USA Today: Should Congress get paid if the US defaults on its debt? These lawmakers say no.


A new bill would block lawmakers from getting paid if the government defaults on its loans or shuts down, a looming possibility as negotiations over raising the debt ceiling stall between President Joe Biden and top Republicans.

Reps. Abigail Spanberger, D-Va., and Brian Fitzpatrick, R-Pa., on Thursday introduced bipartisan legislation that would require congressional payroll administrators to withhold lawmakers’ pay once the debt limit has been reached or a lapse in government funding begins, according to a press release.

Lawmakers would still eventually receive that pay. The payments would be released at the end of the 118th Congress in 2025, in compliance with the 27th Amendment.

“Members of Congress promise to fight for their constituents in Washington, and should not be paid a taxpayer-funded salary if they cannot deliver on that promise,” Fitzpatrick said in the release. “Our bipartisan legislation is a no-brainer — lawmakers should not be paid if we irresponsibly default on our nation’s debt.”

‘If you don’t do your job, you don’t get paid’

The government is allowed to borrow up to $31.4 trillion.

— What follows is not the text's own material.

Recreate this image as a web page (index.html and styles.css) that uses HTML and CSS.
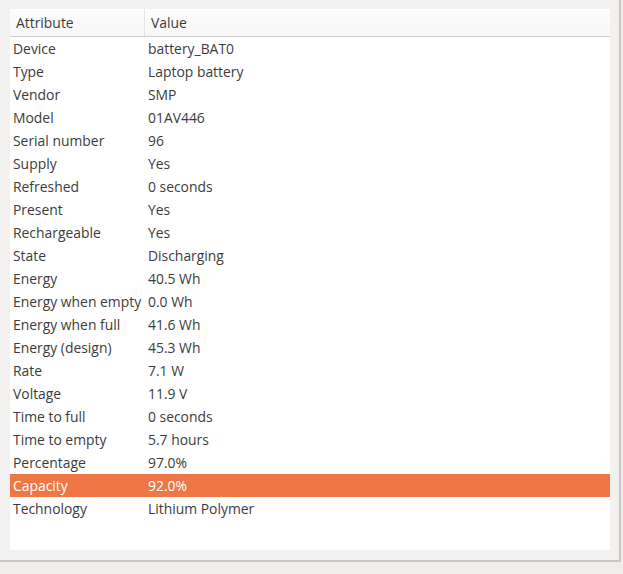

After hitting that limit in January, the Treasury Department has been using “extraordinary measures” to pay the nation’s bills.

Treasury Secretary Janet Yellen told congressional leaders earlier this month that her “best estimate” is that a default could occur as soon as June 1, though it could also be “a number of weeks later.” She called it “imperative that Congress act as soon as possible to increase or suspend the debt limit in a way that provides longer-term certainty that the government will continue to make its payments.”

Biden and House Speaker Kevin McCarthy appeared to make some progress toward a debt ceiling deal in an Oval Office meeting earlier this week. McCarthy told reporters after the short afternoon meeting that it’s possible to “get a deal by the end of the week.”

Should the party leaders fail to strike up a deal, the Treasury has predicted a doomsday scenario in which global financial markets fall into turmoil, mortgage rates rise, seniors miss Social Security checks and millions of jobs are wiped out across the country. In such an instance, Spanberger and Fitzpatrick’s bill suggests members of Congress should struggle alongside ordinary Americans.

“Working Americans get it,” Spanberger said in the press release. “If you don’t do your job, you don’t get paid.”